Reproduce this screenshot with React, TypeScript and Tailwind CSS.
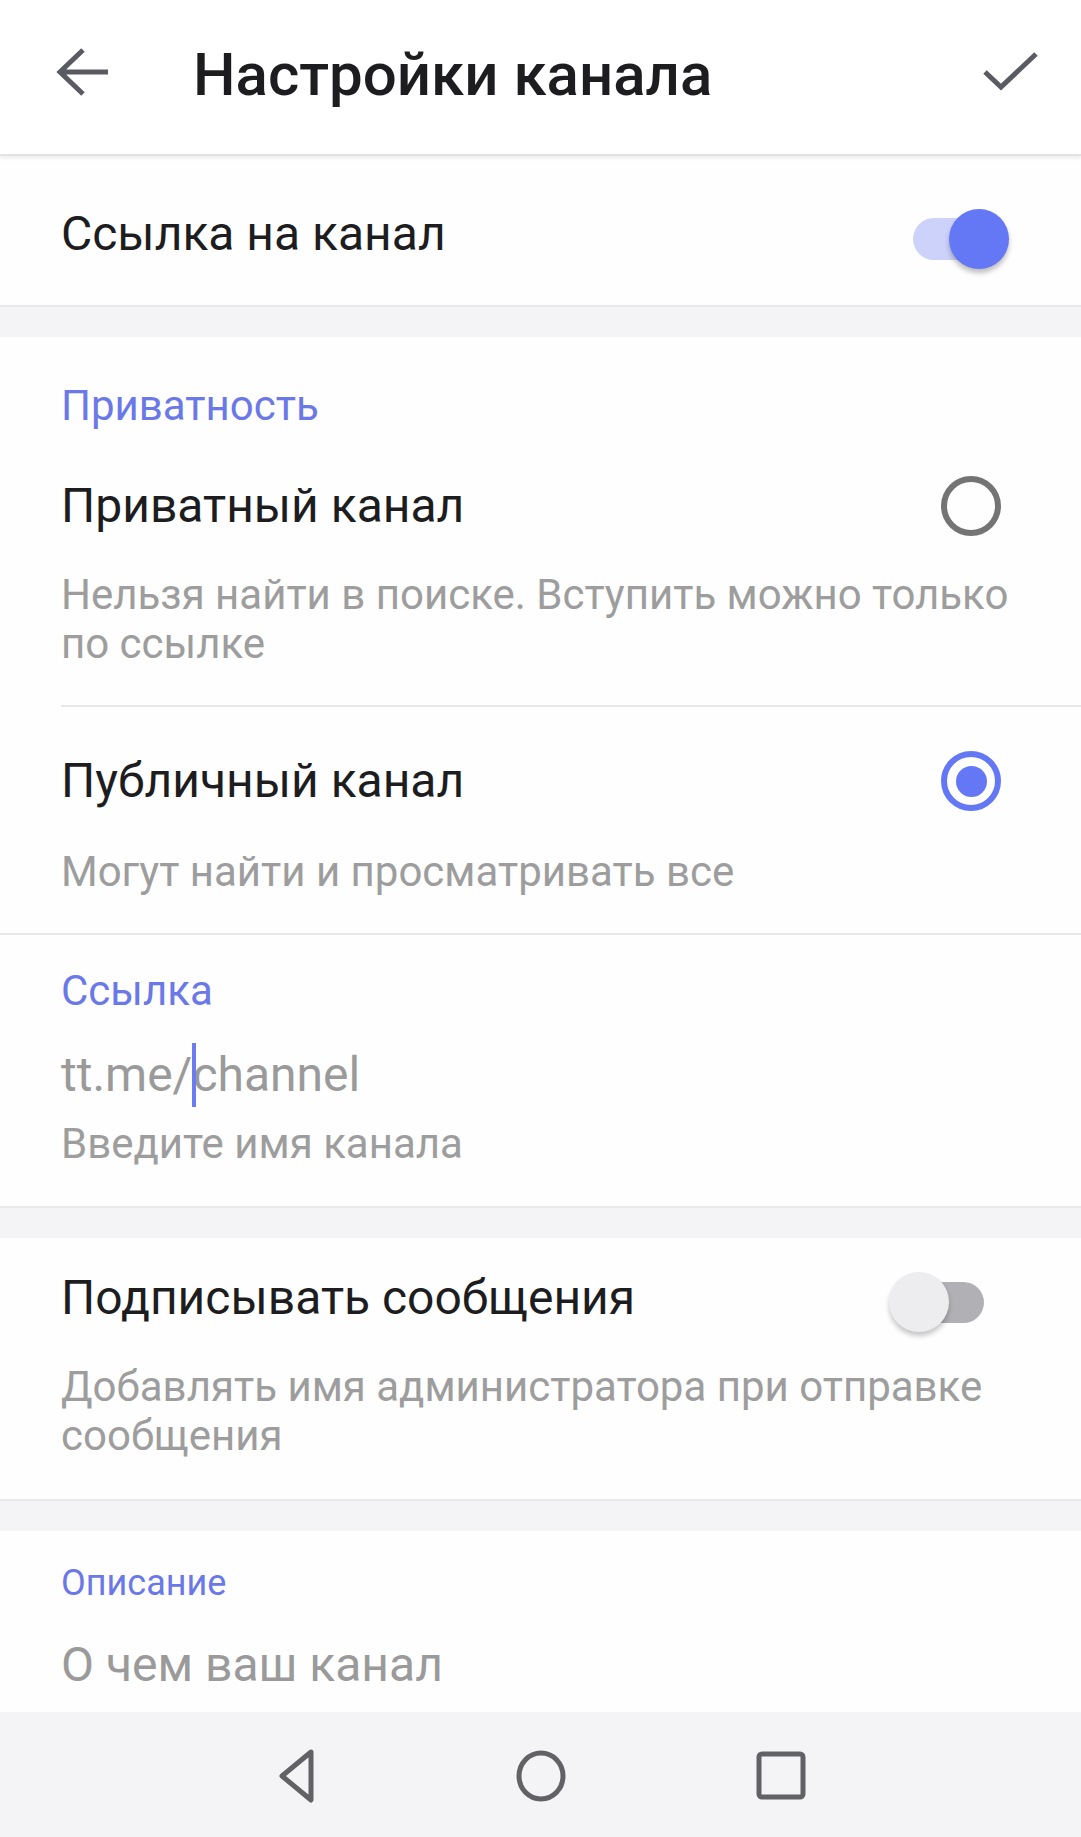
import React from "react";

const ToggleOn = () => (
  <div className="relative w-[96px] h-[60px] shrink-0">
    <div className="absolute left-0 top-[9px] w-[78px] h-[42px] rounded-full bg-[#cdd2fb]" />
    <div className="absolute right-0 top-0 w-[60px] h-[60px] rounded-full bg-[#6478f5] shadow-[0_4px_5px_rgba(0,0,0,0.25)]" />
  </div>
);

const ToggleOff = () => (
  <div className="relative w-[96px] h-[60px] shrink-0">
    <div className="absolute left-[15px] top-[10px] w-[80px] h-[41px] rounded-full bg-[#b1b0b4]" />
    <div className="absolute left-0 top-0 w-[60px] h-[60px] rounded-full bg-[#ededf0] shadow-[0_4px_5px_rgba(0,0,0,0.22)]" />
  </div>
);

const Radio = ({ checked }: { checked?: boolean }) =>
  checked ? (
    <div className="w-[60px] h-[60px] rounded-full border-[6px] border-[#6478f5] flex items-center justify-center shrink-0">
      <div className="w-[31px] h-[31px] rounded-full bg-[#6478f5]" />
    </div>
  ) : (
    <div className="w-[60px] h-[60px] rounded-full border-[6px] border-[#747474] shrink-0" />
  );

const Gap = () => <div className="h-[32px] bg-[#f4f4f6] border-t-2 border-[#e9e9ec]" />;

export default function App() {
  return (
    <div className="w-[1081px] h-[1837px] flex flex-col bg-[#f4f4f6] font-['Roboto',sans-serif] overflow-hidden">
      {/* toolbar */}
      <div className="relative z-10 h-[156px] bg-white flex items-center pb-[4px] shadow-[0_2px_4px_rgba(0,0,0,0.08)] border-b-2 border-[#e3e3e6]">
        <svg width="56" height="56" viewBox="0 0 56 56" className="ml-[56px] shrink-0">
          <path d="M52 25H6M27 3L4 25L27 47" fill="none" stroke="#5a5a62" strokeWidth="5" />
        </svg>
        <h1 className="ml-[81px] text-[60px] leading-none font-medium text-[#1d1d1f]">
          Настройки канала
        </h1>
        <svg width="56" height="56" viewBox="0 0 56 56" className="ml-auto mr-[43px] shrink-0">
          <path d="M3 25L19 40L54 7" fill="none" stroke="#5a5a62" strokeWidth="5" />
        </svg>
      </div>

      {/* link toggle */}
      <div className="h-[149px] bg-[#fefefe] flex items-center pt-[6px] pl-[61px] pr-[72px]">
        <span className="text-[48px] text-[#1d1d1f]">Ссылка на канал</span>
        <div className="ml-auto mt-[10px]">
          <ToggleOn />
        </div>
      </div>
      <Gap />

      {/* privacy */}
      <div className="bg-[#fefefe]">
        <div className="pt-[45px] pl-[61px] text-[42px] leading-[48px] text-[#6a78e8]">Приватность</div>

        <div className="ml-[61px] border-b-2 border-[#e8e8eb] pb-[37px]">
          <div className="mt-[42px] h-[68px] flex items-center pr-[80px]">
            <span className="text-[48px] text-[#1d1d1f]">Приватный канал</span>
            <div className="ml-auto">
              <Radio />
            </div>
          </div>
          <p className="mt-[30px] max-w-[960px] text-[42px] leading-[49px] text-[#9d9d9d]">
            Нельзя найти в поиске. Вступить можно только по ссылке
          </p>
        </div>

        <div className="pl-[61px] border-b-2 border-[#e8e8eb] pb-[37px]">
          <div className="mt-[40px] h-[68px] flex items-center pr-[80px]">
            <span className="text-[48px] text-[#1d1d1f]">Публичный канал</span>
            <div className="ml-auto">
              <Radio checked />
            </div>
          </div>
          <p className="mt-[32px] text-[42px] leading-[49px] text-[#9d9d9d]">Могут найти и просматривать все</p>
        </div>

        <div className="pl-[61px] pb-[38px]">
          <div className="pt-[32px] text-[42px] leading-[48px] text-[#6a78e8]">Ссылка</div>
          <div className="mt-[28px] h-[64px] flex items-center text-[48px] text-[#9a9a9a]">
            <span>tt.me/</span>
            <span className="w-[4px] h-[64px] bg-[#6b7bf0] -mr-[4px] relative z-10" />
            <span>channel</span>
          </div>
          <p className="mt-[12px] text-[42px] leading-[49px] text-[#9d9d9d]">Введите имя канала</p>
        </div>
      </div>
      <Gap />

      {/* sign messages */}
      <div className="bg-[#fefefe] pl-[61px] pb-[39px]">
        <div className="mt-[26px] h-[68px] flex items-center pr-[96px]">
          <span className="text-[48px] text-[#1d1d1f]">Подписывать сообщения</span>
          <div className="ml-auto mt-[8px]">
            <ToggleOff />
          </div>
        </div>
        <p className="mt-[30px] max-w-[960px] text-[42px] leading-[49px] text-[#9d9d9d]">
          Добавлять имя администратора при отправке сообщения
        </p>
      </div>
      <Gap />

      {/* description */}
      <div className="bg-[#fefefe] pl-[61px] pb-[15px]">
        <div className="pt-[28px] text-[36px] leading-[48px] text-[#6a78e8]">Описание</div>
        <div className="mt-[26px] h-[64px] flex items-center text-[48px] text-[#9a9a9a]">О чем ваш канал</div>
      </div>

      {/* system nav */}
      <div className="flex-1 bg-[#f4f3f6] flex items-center justify-center gap-[180px] pt-[2px]">
        <svg width="60" height="60" viewBox="0 0 60 60">
          <path d="M40 6L11 30L40 54Z" fill="none" stroke="#626266" strokeWidth="5" strokeLinejoin="round" />
        </svg>
        <svg width="60" height="60" viewBox="0 0 60 60">
          <ellipse cx="30" cy="30" rx="22" ry="23" fill="none" stroke="#626266" strokeWidth="5" />
        </svg>
        <svg width="60" height="60" viewBox="0 0 60 60">
          <rect x="8" y="8" width="44" height="43" rx="3" fill="none" stroke="#626266" strokeWidth="5" />
        </svg>
      </div>
    </div>
  );
}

# # # #

▶ [SHORT EXERCISE]:
Omit the pictures, then repeat exactly each line from the beginning of the listing through the line with "import React from".

▶ [COMPLETE ANSWER]:
Reproduce this screenshot with React, TypeScript and Tailwind CSS.
import React from "react";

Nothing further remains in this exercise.